Hawksley argued that if we want better-quality people to become MPs – and my goodness we could use that – we have to pay them better. Not to the extent of top lawyers or bankers, which would be neither possible nor desirable, but better, perhaps along the lines of Sir Peter’s suggestion.

This argument isn’t uncommon. Watching the stumbling and incoherent attempt by the education secretary, Nadhim Zahawi – this government’s idea of a safe pair of hands – to defend the teachers’ pay freeze before the BBC’s Charlie Stayt, it was hard not to feel at least some sympathy for it.

But would chucking him and his colleagues an extra £30,000 or so yield the desired results? Or would it simply hand the current mediocre lot an entirely underserved bung? I confess, I fear the answer is the latter.

Britain currently suffers from a shortage of many things, but not of politicians. There has always been an ample supply of men and women keen to put their names forward come election time, even in constituencies they have no chance of winning.
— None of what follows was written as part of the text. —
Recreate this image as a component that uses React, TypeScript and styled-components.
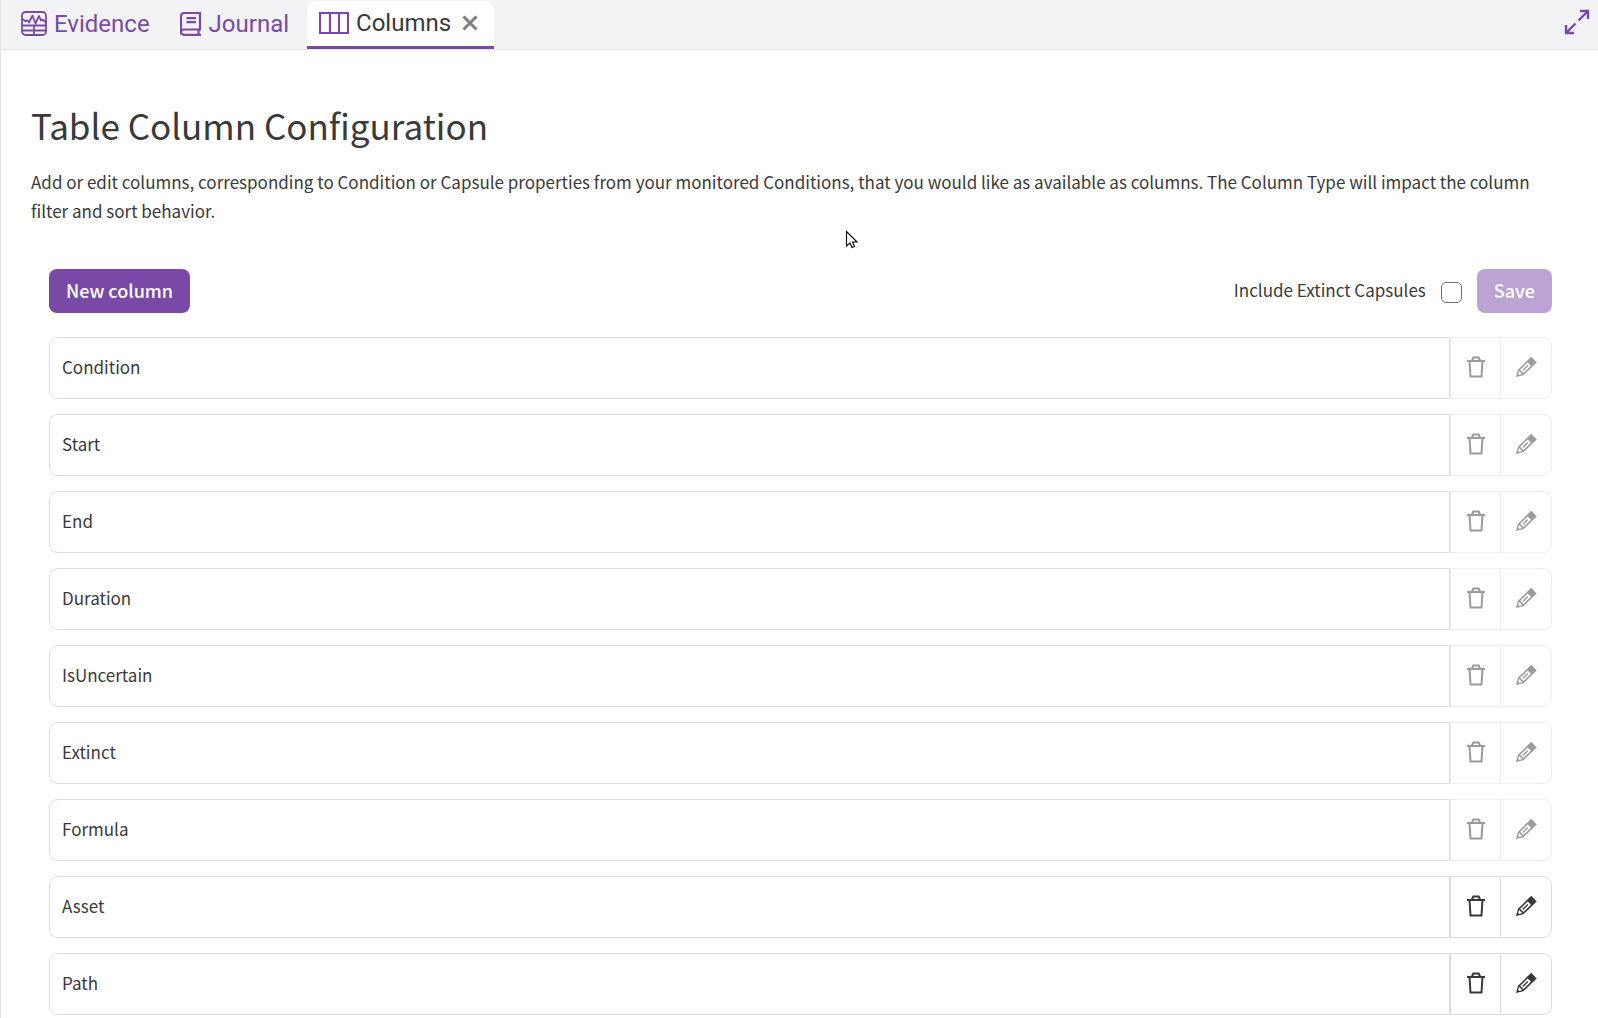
import React from 'react';
import styled, { createGlobalStyle } from 'styled-components';

const bodyFont = '"Noto Sans CJK SC", "Noto Sans", sans-serif';
const tabFont = 'Roboto, "Noto Sans", sans-serif';
const purple = '#7a49a8';
const ink = '#3a3a3a';

const GlobalStyle = createGlobalStyle`
  *, *::before, *::after { box-sizing: border-box; }
  body { margin: 0; background: #fff; color: ${ink}; font-family: ${bodyFont}; font-size: 17px; }
`;

const Page = styled.div`
  min-height: 100vh;
  border-left: 1px solid #e3e4e6;
`;

const TabBar = styled.nav`
  display: flex;
  align-items: stretch;
  height: 50px;
  padding: 1px 8px 0 5px;
  background: #f1f3f5;
  border-bottom: 1px solid #e3e4e6;
`;

const TabItem = styled.div<{ $active?: boolean }>`
  display: flex;
  align-items: center;
  gap: 11px;
  margin-left: ${p => (p.$active ? '3px' : '0')};
  padding: ${p => (p.$active ? '0 16px 2px 12px' : '0 15px')};
  border-bottom: 3px solid ${p => (p.$active ? purple : 'transparent')};
  border-radius: ${p => (p.$active ? '10px 10px 0 0' : '0')};
  background: ${p => (p.$active ? '#fff' : 'transparent')};
`;

const TabButton = styled.button<{ $active?: boolean }>`
  display: flex;
  align-items: center;
  gap: 7px;
  padding: 0;
  border: 0;
  background: none;
  font: 24px/28px ${tabFont};
  color: ${p => (p.$active ? ink : purple)};
  cursor: pointer;
  svg { color: ${purple}; }
`;

const IconButton = styled.button`
  display: flex;
  align-items: center;
  padding: 0;
  border: 0;
  background: none;
  color: ${purple};
  cursor: pointer;
`;

const CloseButton = styled(IconButton)`
  color: #7f7f7f;
`;

const ExpandButton = styled(IconButton)`
  margin-left: auto;
  padding-bottom: 6px;
`;

const Content = styled.main`
  padding: 45px 30px 0;
`;

const Title = styled.h1`
  margin: 0;
  font-size: 35px;
  line-height: 60px;
  font-weight: 400;
`;

const Intro = styled.p`
  margin: 12px 0 0;
  line-height: 29px;
`;

const Panel = styled.section`
  padding: 44px 16px 0 18px;
`;

const Toolbar = styled.div`
  display: flex;
  align-items: center;
  justify-content: space-between;
`;

const SaveGroup = styled.div`
  display: flex;
  align-items: center;
  gap: 15px;
`;

const CheckLabel = styled.label`
  display: flex;
  align-items: center;
  gap: 15px;
  padding-bottom: 2px;
  line-height: 28px;
`;

const Checkbox = styled.input`
  appearance: none;
  width: 21px;
  height: 21px;
  margin: 4px 0 0;
  border: 1px solid #6b7080;
  border-radius: 5px;
  background: #fff;
`;

const PrimaryButton = styled.button`
  height: 44px;
  padding: 0 17px 2px;
  border: 0;
  border-radius: 8px;
  background: ${purple};
  color: #fff;
  font: 500 18px/28px ${bodyFont};
  &:disabled { opacity: 0.5; }
`;

const ColumnList = styled.ul`
  display: flex;
  flex-direction: column;
  gap: 15px;
  margin: 24px 0 0;
  padding: 0;
  list-style: none;
`;

const ColumnRow = styled.li`
  display: flex;
  height: 62px;
`;

const NameField = styled.input`
  flex: 1;
  min-width: 0;
  padding: 0 12px 3px;
  border: 1px solid #dadee2;
  border-radius: 9px 0 0 9px;
  background: #fff;
  color: ${ink};
  font: 17px/28px ${bodyFont};
  outline: none;
`;

const RowButton = styled.button`
  display: flex;
  align-items: center;
  justify-content: center;
  width: 50px;
  padding: 0 0 2px;
  border: 1px solid #dadee2;
  border-right-width: 0;
  background: #fff;
  color: ${ink};
  &:last-child {
    width: 52px;
    border-right-width: 1px;
    border-radius: 0 9px 9px 0;
  }
  &:disabled { opacity: 0.5; }
`;

const Pointer = styled.svg`
  position: absolute;
  left: 845px;
  top: 230px;
  pointer-events: none;
`;

const EvidenceIcon = () => (
  <svg width="26" height="26" viewBox="0 0 26 26" fill="none" stroke="currentColor" strokeWidth="1.8">
    <rect x="1" y="1" width="24" height="23" rx="3.5" />
    <path d="M1 14.500h24M1 19.500h24M13 14.500v10" />
    <path d="M1.500 8l2.500 2 2.500-.5 1.500 2 3.500-7 3 8 3.500-7.500 2 4.500 1.500-1 3.500 3" strokeLinejoin="round" />
  </svg>
);

const JournalIcon = () => (
  <svg width="22" height="24" viewBox="0 0 22 24" fill="none" stroke="currentColor" strokeWidth="2.2">
    <path d="M20 17.500V1H4.500Q1 1 1 4.500V20" />
    <path d="M21 17.500H4Q1 17.500 1 20t3 2.800h17M18.500 17.500v5" />
    <path d="M6.500 6.200h9.500M6.500 10.200h9.500" />
  </svg>
);

const ColumnsIcon = () => (
  <svg width="30" height="22" viewBox="0 0 30 22" fill="none" stroke="currentColor" strokeWidth="2.2">
    <path d="M1 1h28v20H1zM11 1v20M20 1v20" />
  </svg>
);

const CloseIcon = () => (
  <svg width="16" height="16" viewBox="0 0 16 16" fill="none" stroke="currentColor" strokeWidth="3">
    <path d="M1.500 1.500l13 13M14.500 1.500l-13 13" />
  </svg>
);

const ExpandIcon = () => (
  <svg width="26" height="26" viewBox="0 0 26 26" fill="none" stroke="currentColor" strokeWidth="2.4">
    <path d="M16 2h8v8M24 2L14.500 11.500M2 16v8h8M2 24l9.500-9.500" />
  </svg>
);

const TrashIcon = () => (
  <svg width="20" height="22" viewBox="0 0 20 22" fill="none" stroke="currentColor" strokeWidth="2">
    <path d="M1 5h18M6 4.500L7.300 1.500h5.400L14 4.500" />
    <path d="M3.500 5l1 15.500h11l1-15.500" />
  </svg>
);

const PencilIcon = () => (
  <svg width="22" height="22" viewBox="0 0 22 22" fill="currentColor" fillRule="evenodd">
    <path
      transform="translate(1 21) rotate(-44)"
      d="M0 0L6.500-3.900H25V3.900H6.500zM8-2.300V2.300H18.500V-2.300zM9.500-.7H16.500V.7H9.500zM3.800-.8L6.500-2.200V2.200L3.800 .8z"
    />
  </svg>
);

const columns = [
  { name: 'Condition', locked: true },
  { name: 'Start', locked: true },
  { name: 'End', locked: true },
  { name: 'Duration', locked: true },
  { name: 'IsUncertain', locked: true },
  { name: 'Extinct', locked: true },
  { name: 'Formula', locked: true },
  { name: 'Asset', locked: false },
  { name: 'Path', locked: false },
];

export default function App() {
  return (
    <>
      <GlobalStyle />
      <Page>
        <TabBar>
          <TabItem><TabButton><EvidenceIcon />Evidence</TabButton></TabItem>
          <TabItem><TabButton><JournalIcon />Journal</TabButton></TabItem>
          <TabItem $active>
            <TabButton $active><ColumnsIcon />Columns</TabButton>
            <CloseButton aria-label="Close tab"><CloseIcon /></CloseButton>
          </TabItem>
          <ExpandButton aria-label="Expand"><ExpandIcon /></ExpandButton>
        </TabBar>
        <Content>
          <Title>Table Column Configuration</Title>
          <Intro>
            Add or edit columns, corresponding to Condition or Capsule properties from your monitored
            Conditions, that you would like as available as columns. The Column Type will impact the
            column filter and sort behavior.
          </Intro>
          <Panel>
            <Toolbar>
              <PrimaryButton>New column</PrimaryButton>
              <SaveGroup>
                <CheckLabel>
                  Include Extinct Capsules
                  <Checkbox type="checkbox" />
                </CheckLabel>
                <PrimaryButton disabled>Save</PrimaryButton>
              </SaveGroup>
            </Toolbar>
            <ColumnList>
              {columns.map(({ name, locked }) => (
                <ColumnRow key={name}>
                  <NameField readOnly value={name} aria-label={`${name} column`} />
                  <RowButton disabled={locked} aria-label={`Delete ${name}`}><TrashIcon /></RowButton>
                  <RowButton disabled={locked} aria-label={`Edit ${name}`}><PencilIcon /></RowButton>
                </ColumnRow>
              ))}
            </ColumnList>
          </Panel>
        </Content>
        <Pointer width="14" height="19" viewBox="0 0 14 19" fill="#fff" stroke="#111" strokeWidth="1.200" aria-hidden="true">
          <path d="M1.500 1.500v14.500l3.500-3 2 4.500 2.500-1-2-4.500h4.500z" />
        </Pointer>
      </Page>
    </>
  );
}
The victorious ones tend to hail from the same sort of places that city law firms and banks recruit from, according to an informative tome on MPs’ backgrounds that you can find in the House of Commons library.

Around one in five Labour MPs went to Oxford or Cambridge, which hasn’t changed much since 1979, and more than four in five are graduates, which has increased markedly. For the Tories, the Oxbridge figure had been trending down before settling at around a third in 2010, where it has more or less stayed. The proportion of graduates in their intake more generally is similar to Labour’s.

These are, as a rule, people with career options. They could easily have chosen money. They chose politics, like teachers choosing education and nurses choosing healthcare, even though there are many options with better remuneration and less grief attached. These professions are vocations.

As an aside, consider the identities of the people who create a lot of the grief that makes the jobs of teachers and nurses – challenging and highly skilled roles both – unnecessarily difficult and who could change it but don’t.

There is another reason for not bumping up MPs’ pay, and the recent conferences held by the big two parties clearly show it. They live in a bubble. Making them more wealthy would only add to their dislocation from the constituents they are supposed to serve.

Having enough cash to comfortably cover your bills insulates you from the very real worries and fears that are part of day-to-day life for the majority of Britons. Paying the mortgage, managing the car loan and the credit card, keeping the children fed and clothed, covering the cost of Christmas? An £82,000 salary provides considerable headroom above that.

It is notable that among the fiercest Tory opponents of the government’s cruel universal credit cut was a group of former work and pensions secretaries, all of whom had close personal experience of working with people on the breadline.

Why weren’t there more ordinary Tory MPs among their number? Are they uniquely cruel? Moral degenerates without conscience? Perhaps, in some cases. But in others it might, at least in part, be because they lack an understanding of just how bad the cut could make things for their low-income constituents.

Life on the breadline is something beyond the experience of most of them. Economic privilege is baked into their lives. Some 41 per cent of Tories, for example, went to fee-paying schools, against 7 per cent of the wider population. None of this serves to excuse their ignorance. If they were doing their jobs properly they would educate themselves on behalf of the constituents they represent. But it might help to explain it.

If Sir Peter is right that it’s terribly hard for them to get by on £82,000, maybe that’s a thoroughly good thing. Pushing them into a higher income bracket isn’t going to help them gain an understanding of the impact of bad policy making.

To get better MPs, we need to look more closely at a system that all but guarantees the election of people like Sir Peter, who has never faced a serious challenge in his Worthing West seat throughout his long career. We need to raise questions about how parties compile their shortlists. We need to vote the bad ones out. We don’t need to increase their pay.

If they want more, perhaps they could take a stab at doing their jobs better. Perhaps they should follow the example of our teachers, who have to clear more fences than the average steeplechaser to secure the modest uplifts available through moving up the scale.

Performance-related pay for MPs? Now there’s an idea I think people could get behind. What’s good for the goose, hey Sir Peter?